April 7 (Bloomberg) – Europe’s services and manufacturingindustries expanded at a faster pace than initially estimated in March as companies stepped up output to meet global orders.
A composite index based on a survey of euro-area purchasing managers in both industries rose to 55.9 from 53.7 in February, London-based Markit Economics said today. That’s the fastest pace since August 2007 and above an initial estimate of 55.5 published on March 24. A reading above 50 indicates expansion.
A global recovery is gaining momentum led by surging Asian economies, boosting earnings at companies including Hochtief AG, Germany’s largest construction company. While European economic confidence rose to the highest in almost two years last month, increasing unemployment may keep a lid on consumer spending.
“There’s a positive manufacturing dynamic, but levels are still weak,” said David Kohl, deputy chief economist at Julius Baer Holding AG in Frankfurt. “While the focus is on Asia, exports alone probably won’t be enough to sustain a recovery.”
The euro pared its decline against the dollar after the data, trading at $1.3389 at 10:07 a.m. in London, down less than 0.1 percent on the day.
An index of services, which account for about 60 percent of the region’s gross domestic product, rose to 54.1 in March from 51.8 in the previous month, Markit said. That’s above the initial estimate of 53.7 and the fastest pace of expansion since November 2007. A gauge of manufacturing increased to 56.6 from 54.2.
Asian economies are leading a worldwide recovery from the worst slump since World War II. The International Monetary Fund forecasts the global economy will grow 3.9 percent this year after a 0.8 percent contraction in 2009, with China expanding 10 percent, almost five times the pace projected for the U.S. The euro-area economy may grow 1 percent, the IMF forecast.
The euro’s 6.4 percent slide against the dollar this year is helping bolster the region’s exports by making them more competitive abroad. In Germany, Europe’s largest economy, business confidence rose more than economists forecast in March.
Essen, Germany-based Hochtief on March 25 forecast further earnings growth this year after surging Asian demand boosted orders in 2009. Munich-based Bayerische Motoren Werke AG, the world’s largest maker of luxury vehicles, last month forecast higher 2010 deliveries with Chinese sales projected to show a “strong double-digit” percentage gain.
Still, the euro-region economy may struggle to gather strength after a near stagnation in the fourth quarter as companies continue to eliminate jobs, undermining consumers’ willingness to spend. European unemployment rose to 10 percent in February, the highest since August 1998.
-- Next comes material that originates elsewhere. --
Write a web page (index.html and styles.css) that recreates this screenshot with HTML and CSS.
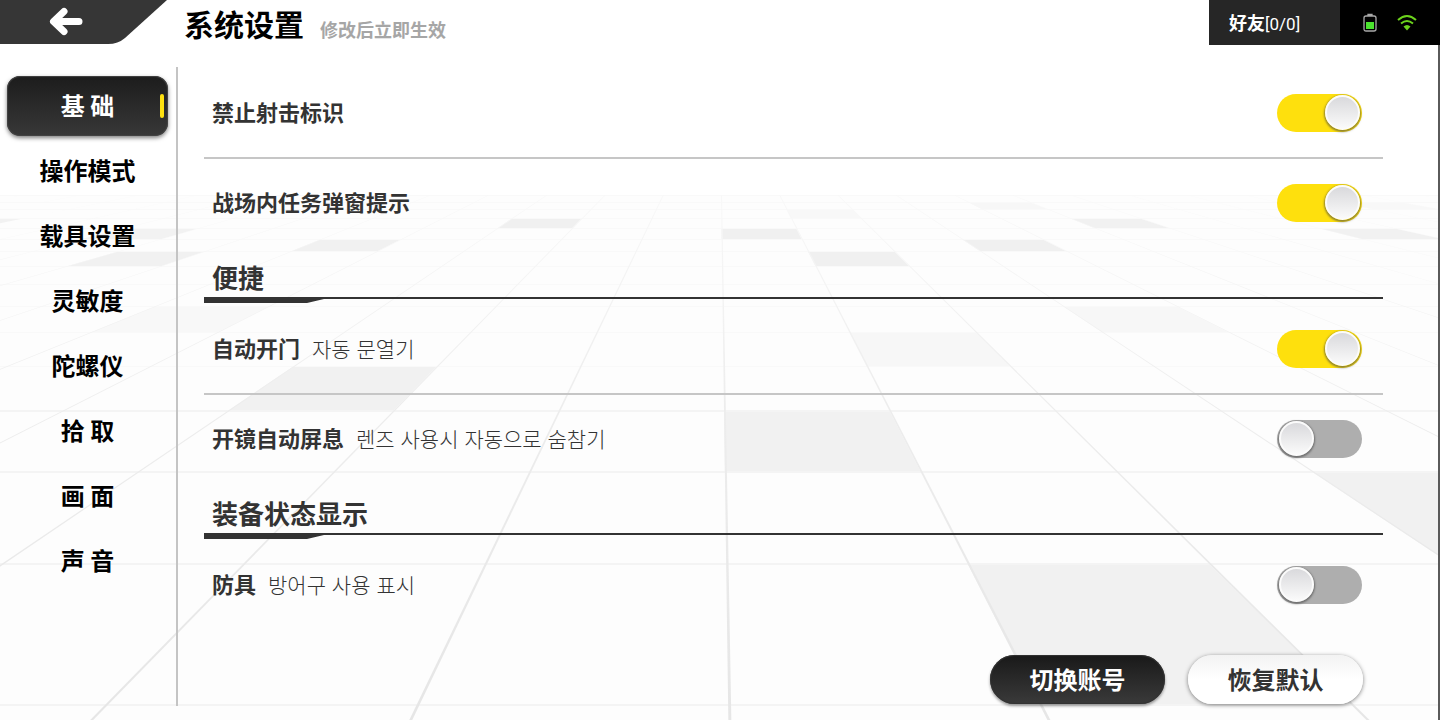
FILE: index.html
```html
<!DOCTYPE html>
<html lang="zh-CN">

<head>
    <meta charset="UTF-8">
    <meta name="viewport" content="width=device-width, initial-scale=1.0">
    <title>系统设置</title>
    <link rel="stylesheet" href="styles.css">
</head>

<body>
    <svg class="floor" id="floor" viewBox="0 0 1440 720" preserveAspectRatio="none" aria-hidden="true">
        <defs>
            <linearGradient id="fade" gradientUnits="userSpaceOnUse" x1="0" y1="195" x2="0" y2="720">
                <stop offset="0" stop-color="#f8f8f8" />
                <stop offset="0.4" stop-color="#ededed" />
                <stop offset="1" stop-color="#e6e6e6" />
            </linearGradient>
        </defs>
        <rect x="0" y="195" width="1440" height="525" fill="#fdfdfd" />
    </svg>

    <header class="header">
        <button class="back" type="button" aria-label="返回">
            <svg width="168" height="44" viewBox="0 0 168 44">
                <path d="M0 0H167L125 38Q118 44 108 44H0Z" fill="#363636" />
                <path d="M79 21.500H54M64 11.500L53.500 21.500L64 31.500" fill="none" stroke="#fff" stroke-width="7" stroke-linecap="round" stroke-linejoin="round" />
            </svg>
        </button>
        <h1 class="title">系统设置</h1>
        <p class="subtitle">修改后立即生效</p>
        <button class="friends" type="button">好友<span class="count">[0/0]</span></button>
        <div class="status">
            <svg width="14" height="20" viewBox="0 0 14 20">
                <path d="M5 3V1.500H9V3M3 3H11Q13 3 13 5V16Q13 18 11 18H3Q1 18 1 16V5Q1 3 3 3Z" fill="none" stroke="#a9a9a9" stroke-width="1.300" />
                <rect x="3" y="9" width="8" height="7" fill="#4be32e" />
            </svg>
            <svg width="20" height="18" viewBox="0 0 20 18">
                <g fill="none" stroke="#6cd31c" stroke-width="2">
                    <path d="M1 6Q10 -2 19 6" />
                    <path d="M4 9.500Q10 4.500 16 9.500" />
                </g>
                <path d="M6.500 12.500Q10 9.500 13.500 12.500L10 16.500Z" fill="#6cd31c" />
            </svg>
        </div>
    </header>

    <div class="page">
        <nav class="nav">
            <button class="nav-item on" type="button">基 础</button>
            <button class="nav-item" type="button">操作模式</button>
            <button class="nav-item" type="button">载具设置</button>
            <button class="nav-item" type="button">灵敏度</button>
            <button class="nav-item" type="button">陀螺仪</button>
            <button class="nav-item" type="button">拾 取</button>
            <button class="nav-item" type="button">画 面</button>
            <button class="nav-item" type="button">声 音</button>
        </nav>

        <main class="main">
            <div class="row line">
                <label for="noShoot">禁止射击标识</label>
                <input class="switch" type="checkbox" id="noShoot" checked>
            </div>
            <div class="row">
                <label for="taskTip">战场内任务弹窗提示</label>
                <input class="switch" type="checkbox" id="taskTip" checked>
            </div>

            <h2 class="heading">便捷</h2>
            <div class="row line">
                <label for="autoDoor">自动开门<span class="note" lang="ko">자동 문열기</span></label>
                <input class="switch" type="checkbox" id="autoDoor" checked>
            </div>
            <div class="row">
                <label for="autoBreath">开镜自动屏息<span class="note" lang="ko">렌즈 사용시 자동으로 숨참기</span></label>
                <input class="switch" type="checkbox" id="autoBreath">
            </div>

            <h2 class="heading">装备状态显示</h2>
            <div class="row">
                <label for="armor">防具<span class="note" lang="ko">방어구 사용 표시</span></label>
                <input class="switch" type="checkbox" id="armor">
            </div>

            <div class="actions">
                <button class="btn dark" type="button">切换账号</button>
                <button class="btn" type="button">恢复默认</button>
            </div>
        </main>
    </div>
    <script src="floor.js"></script>
</body>

</html>
```

FILE: styles.css
```css
* {
    margin: 0;
    padding: 0;
    box-sizing: border-box;
}

body {
    position: relative;
    min-height: 100vh;
    overflow-x: hidden;
    background-color: #fff;
    color: #000;
    font-family: "Noto Sans CJK SC", sans-serif;
    font-weight: bold;
}

button {
    border: none;
    background: none;
    font: inherit;
    cursor: pointer;
}

/* 背景地板 */
.floor {
    position: absolute;
    z-index: -1;
    left: 0;
    top: 0;
    width: 100%;
    height: 100%;
}

/* 顶栏 */
.header {
    display: flex;
    height: 45px;
}

.back svg,
.status svg {
    display: block;
}

.back {
    align-self: flex-start;
}

.title {
    margin-left: 16px;
    font-size: 30px;
    line-height: 46px;
}

.subtitle {
    margin-left: 16px;
    flex: 1;
    font-size: 18px;
    line-height: 58px;
    color: #a6a6a6;
}

.friends {
    width: 131px;
    padding-left: 20px;
    background-color: #262626;
    color: #fff;
    font-size: 18px;
    line-height: 44px;
    text-align: left;
}

.count {
    font-family: Roboto, sans-serif;
    font-size: 17px;
    font-weight: 400;
}

.status {
    display: flex;
    align-items: center;
    justify-content: center;
    gap: 20px;
    width: 100px;
    background-color: #000;
}

/* 主体 */
.page {
    display: flex;
    min-height: calc(100vh - 45px);
    border-right: 2px solid #5a5a5a;
}

.nav {
    display: flex;
    flex-direction: column;
    gap: 5px;
    width: 178px;
    margin: 22px 0 14px;
    padding: 9px 8px 0 7px;
    border-right: 2px solid #c4c4c4;
}

.nav-item {
    position: relative;
    height: 60px;
    padding-bottom: 4px;
    border-radius: 13px;
    font-size: 24px;
}

.nav-item.on {
    background: linear-gradient(#1c1c1c, #383838);
    box-shadow: 0 2px 4px rgba(0, 0, 0, 0.5), inset 0 0 1px 1px #444;
    color: #fff;
}

.nav-item.on::after {
    content: "";
    position: absolute;
    right: 4px;
    top: 18px;
    width: 4px;
    height: 24px;
    border-radius: 2px;
    background-color: #fde010;
}

.main {
    flex: 1;
    padding: 24px 55px 16px 26px;
    color: #333;
}

.row {
    display: flex;
    align-items: center;
    justify-content: space-between;
    height: 88px;
    padding: 0 21px 0 8px;
    font-size: 22px;
}

.row.line {
    height: 90px;
    border-bottom: 2px solid #c6c6c6;
}

.row label {
    padding-bottom: 4px;
}

.note {
    margin-left: 12px;
    font-family: "Noto Sans CJK KR", sans-serif;
    font-size: 21px;
    font-weight: 300;
    line-height: 1;
}

.heading {
    padding: 12px 0 4px;
    font-size: 26px;
    line-height: 36px;
    text-indent: 8px;
}

.heading::after {
    content: "";
    display: block;
    height: 6px;
    margin-top: 2px;
    margin-bottom: -2px;
    background-color: #333;
    clip-path: polygon(0 0, 100% 0, 100% 2px, 120px 2px, 103px 100%, 0 100%);
}

/* 开关 */
.switch {
    -webkit-appearance: none;
    appearance: none;
    width: 85px;
    height: 38px;
    padding: 1px 2px;
    border-radius: 19px;
    background-color: #aeaeae;
    cursor: pointer;
}

.switch::before {
    content: "";
    display: block;
    box-sizing: border-box;
    width: 35px;
    height: 35px;
    border: 2px solid #fbfbfb;
    border-radius: 50%;
    background: linear-gradient(#d9d9dc, #fafafa);
    box-shadow: 0 1px 2px 1px rgba(70, 70, 70, 0.6);
}

.switch:checked {
    background-color: #fee00d;
}

.switch:checked::before {
    margin-left: auto;
}

/* 底部按钮 */
.actions {
    display: flex;
    justify-content: flex-end;
    gap: 23px;
    margin-top: 26px;
    padding-right: 20px;
}

.btn {
    width: 175px;
    height: 49px;
    padding-bottom: 2px;
    border-radius: 25px;
    background: linear-gradient(#f3f3f3, #fff 50%);
    box-shadow: 0 1px 4px rgba(0, 0, 0, 0.5);
    color: #333;
    font-size: 24px;
}

.btn.dark {
    background: linear-gradient(#191919, #3a3a3a);
    box-shadow: 0 2px 3px rgba(0, 0, 0, 0.4), inset 0 0 1px 1px #333;
    color: #fff;
}
```

FILE: floor.js
```js
// 画透视地板：所有竖线汇聚于 y = 78 的地平线
let floor = document.getElementById('floor');
let rows = [195, 202, 209, 218, 228, 239, 251, 266, 284, 306, 332, 366, 410, 471, 563, 704];

// 第 k 条竖线在高度 y 处的横坐标
function lineX(k, y) {
    return 721 + (y - 195) * 0.014 + k * (y - 78) * 0.497;
}

function add(name, attrs) {
    let el = document.createElementNS('http://www.w3.org/2000/svg', name);
    for (let key in attrs) {
        el.setAttribute(key, attrs[key]);
    }
    floor.appendChild(el);
}

// 深色地砖：[列, 行, 颜色]
let tiles = [
    [10, 1, '#f8f8f8'], [4, 1, '#f7f7f7'], [1, 2, '#f8f8f8'],
    [-11, 3, '#f2f2f2'], [-3, 3, '#f0f0f0'], [5, 3, '#f1f1f1'],
    [-8, 4, '#f2f2f2'], [0, 4, '#f0f0f0'], [8, 4, '#f1f1f1'],
    [-5, 5, '#f1f1f1'], [3, 5, '#f0f0f0'],
    [-7, 6, '#f1f1f1'], [1, 6, '#f0f0f0'],
    [-5, 9, '#f8f8f8'], [3, 9, '#f7f7f7'], [1, 10, '#f7f7f7'],
    [-3, 11, '#f1f1f1'], [0, 12, '#f1f1f1'],
    [3, 13, '#f1f1f1'], [1, 14, '#f1f1f1']
];
tiles.forEach(([k, r, color]) => {
    let top = rows[r], bottom = rows[r + 1];
    add('polygon', {
        points: [
            lineX(k, top), top, lineX(k + 1, top), top,
            lineX(k + 1, bottom), bottom, lineX(k, bottom), bottom
        ].join(' '),
        fill: color
    });
});

rows.forEach((y) => {
    add('rect', { x: 0, y: y, width: 1440, height: y > 400 ? 2 : 1, fill: y > 400 ? '#f4f4f4' : '#f9f9f9' });
});

// 竖线越近越粗
for (let k = -13; k <= 13; k++) {
    let top = lineX(k, 195), bottom = lineX(k, 720);
    add('polygon', {
        points: [top, 195, top + 1, 195, bottom + 3, 720, bottom, 720].join(' '),
        fill: 'url(#fade)'
    });
}
```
Henkel AG, the German maker of Loctite glues, said on March 26 that it aims to generate the majority of its adhesives sales from emerging countries within the next three years. Hermes International SCA, the French maker of luxury handbags and silk ties, said on March 25 that it expects revenue to grow at least 5 percent this year after reviving demand in emerging markets helped boost sales in the fourth quarter of 2009.
The European Central Bank tomorrow will probably keep its benchmark interest rate at a record low of 1 percent to bolster a recovery, according to a Bloomberg News survey. The Frankfurt- based central bank, which has started phasing out some of its emergency measures, will announce its decision at 1:45 p.m.